Time to Talk Tariffs and Construction Projects
From rising material costs to the shifting landscape of construction contracts, all of those who work in the construction industry needs to consider how tariffs will impact their current and future projects. This also requires reviewing construction contracts to better understand how tariffs will impact current and future projects.
The Impact of Tariffs on the Construction Industry
The 25% tariff on Canadian goods, particularly steel and aluminum, is expected to have significant impact on the construction industry. Here are some of the ways
- Increased Material Costs: Tariffs will likely lead to higher prices for certain materials. The rising costs is expected to increase the overall cost of construction projects.
- Delayed Project Timelines: As tariffs make materials more expensive, contractors and subcontractors may need to find alternative suppliers or delay sourcing materials. This could lead to longer procurement times and more complicated supply chain logistics.
- Reduced Profit Margins: Contractors and subcontractors working with fixed-price contracts may find their profit margins shrinking, especially if they have already committed to project costs without factoring in these unexpected price hikes. Owners may also be unable to fund the additional costs if they are responsible for the escalating costs. All of this can lead to insolvencies, delays and surety claims.
- Less Projects or Smaller Projects: Higher material costs could impact the overall number of construction projects. The uncertainty, cost increase and likely delays could push potential owners to explore alternatives, or whether to proceed at all.
What Should You Look for In Your Construction Contracts?
Below are some key areas to focus on when reviewing contracts considering the new tariff landscape:
- Price Escalation Clauses: This clause may (check to see how it is drafted!) allow those doing the work to adjust the contract price if the cost of materials rise due to factors beyond their control, such as tariffs, taxes, duties, etc. The price escalation clause may set out a formula or process for determining how the additional costs may be determined. Consider adding clauses to specifically deal with tariffs to contracts that are currently being negotiated.
- Force Majeure Clauses: The introduction of tariffs may also be seen as an unexpected event or "force majeure" (unforeseen circumstance) that could impact project timelines and costs. Including a robust force majeure clause can help ensure that both parties are protected in case delays occur due to trade-related disruptions, such as material shortages or supply chain delays. Consider the force majeure clause in your contract and check the language!
- Supply Chain Flexibility: Contracts may incorporate provisions that give contractors and subcontractors flexibility in sourcing materials. A clause that allows for substitutions or alternative suppliers can be invaluable, especially if tariffs make certain materials prohibitively expensive or hard to obtain.
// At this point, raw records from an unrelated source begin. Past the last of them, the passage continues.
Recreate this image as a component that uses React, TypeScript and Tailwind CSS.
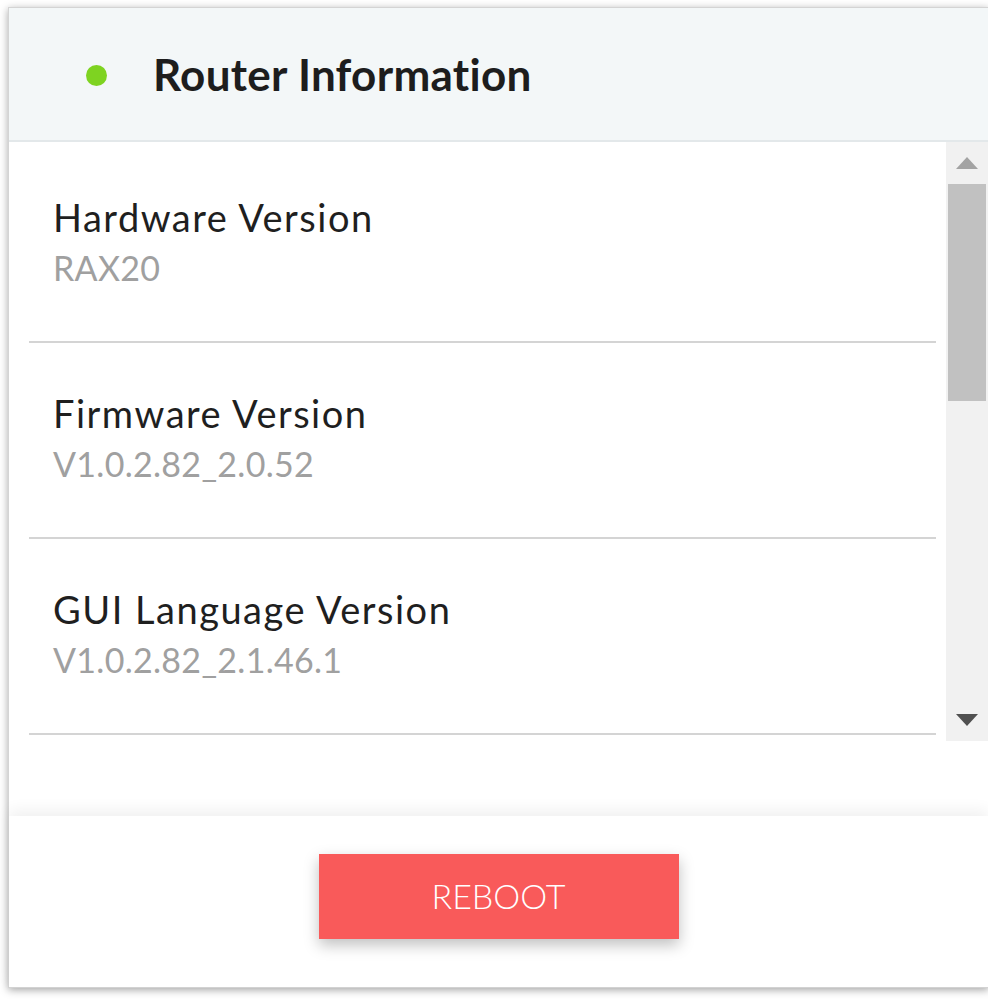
import React from 'react';

const items = [
  { label: 'Hardware Version', value: 'RAX20' },
  { label: 'Firmware Version', value: 'V1.0.2.82_2.0.52' },
  { label: 'GUI Language Version', value: 'V1.0.2.82_2.1.46.1' },
];

export default function App() {
  return (
    <div className="w-[988px] h-[999px] overflow-hidden bg-white pl-[8px] pt-[7px]" style={{ fontFamily: 'Lato, "Open Sans", sans-serif' }}>
      <div className="w-[981px] h-[981px] flex flex-col bg-white border border-[#d4d4d4] shadow-[0_2px_8px_rgba(0,0,0,0.35)]">
        {/* header */}
        <div className="h-[134px] shrink-0 flex items-center bg-[#f3f7f8] border-b-2 border-[#e3e8ea]">
          <span className="ml-[77px] mt-[2px] w-[21px] h-[21px] rounded-full bg-[#7ed321]" />
          <h1 className="ml-[46px] text-[44px] font-bold text-[#1d1d1d] tracking-[0.3px]">Router Information</h1>
        </div>

        {/* list with scrollbar */}
        <div className="h-[599px] shrink-0 flex">
          <div className="flex-1 overflow-hidden pt-[5px]">
            {items.map((it) => (
              <div key={it.label} className="ml-[20px] mr-[10px] border-b-2 border-[#d4d4d4] pl-[24px] pt-[48px] pb-[55px]">
                <div className="text-[38px] leading-[44px] tracking-[1.5px] text-[#1f1f1f]">{it.label}</div>
                <div className="mt-[11px] text-[34px] leading-[36px] tracking-[0.3px] text-[#a0a0a0]">{it.value}</div>
              </div>
            ))}
          </div>
          <div className="w-[42px] bg-[#f1f1f1] flex flex-col items-center">
            <div className="h-[42px] flex items-center justify-center">
              <svg width="22" height="12" viewBox="0 0 22 12"><polygon points="0,12 22,12 11,0" fill="#a3a3a3" /></svg>
            </div>
            <div className="w-[38px] h-[217px] bg-[#c1c1c1]" />
            <div className="flex-1" />
            <div className="h-[42px] flex items-center justify-center">
              <svg width="22" height="12" viewBox="0 0 22 12"><polygon points="0,0 22,0 11,12" fill="#505050" /></svg>
            </div>
          </div>
        </div>

        <div className="h-[75px] shrink-0 bg-white" />

        {/* footer */}
        <div className="flex-1 flex items-start justify-center pt-[38px] bg-white shadow-[0_-6px_14px_rgba(0,0,0,0.06)]">
          <button className="w-[360px] h-[85px] bg-[#f95a5a] text-white text-[34px] font-light leading-none pb-[2px] shadow-[0_6px_14px_rgba(0,0,0,0.25)]">
            REBOOT
          </button>
        </div>
      </div>
    </div>
  );
}
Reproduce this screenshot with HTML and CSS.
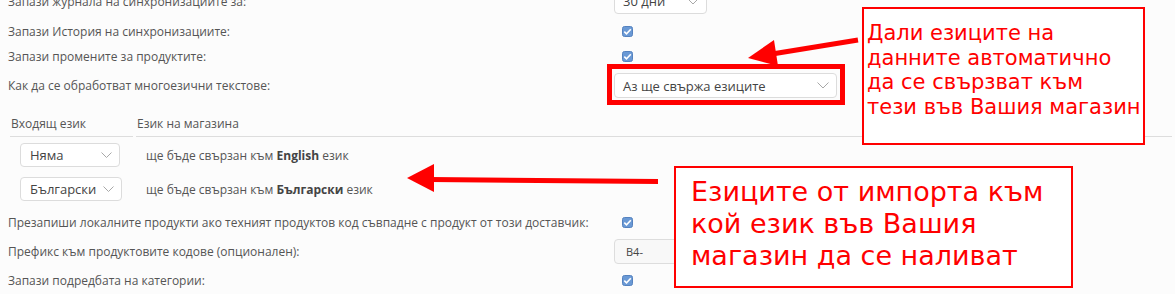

- Schedules: Due to the risk of material delays, construction contracts should also carefully define project timelines and set reasonable expectations for delivery dates and the ability to extend the time required to complete the work. Delays resulting from tariffs and the global supply chain may require additional time to source materials and may be a compensable or not compensable time extension.
- Dispute Resolution Mechanisms: Given the potential for disputes over contract terms related to tariffs, it's critical to have clear mechanisms for resolving disputes.
Conclusion:
It is important to consider your contract model and specific contract terms. Cost management, flexibility and communication will be important for all parties as we all navigate through these uncertain times.
This article is information and not legal advice.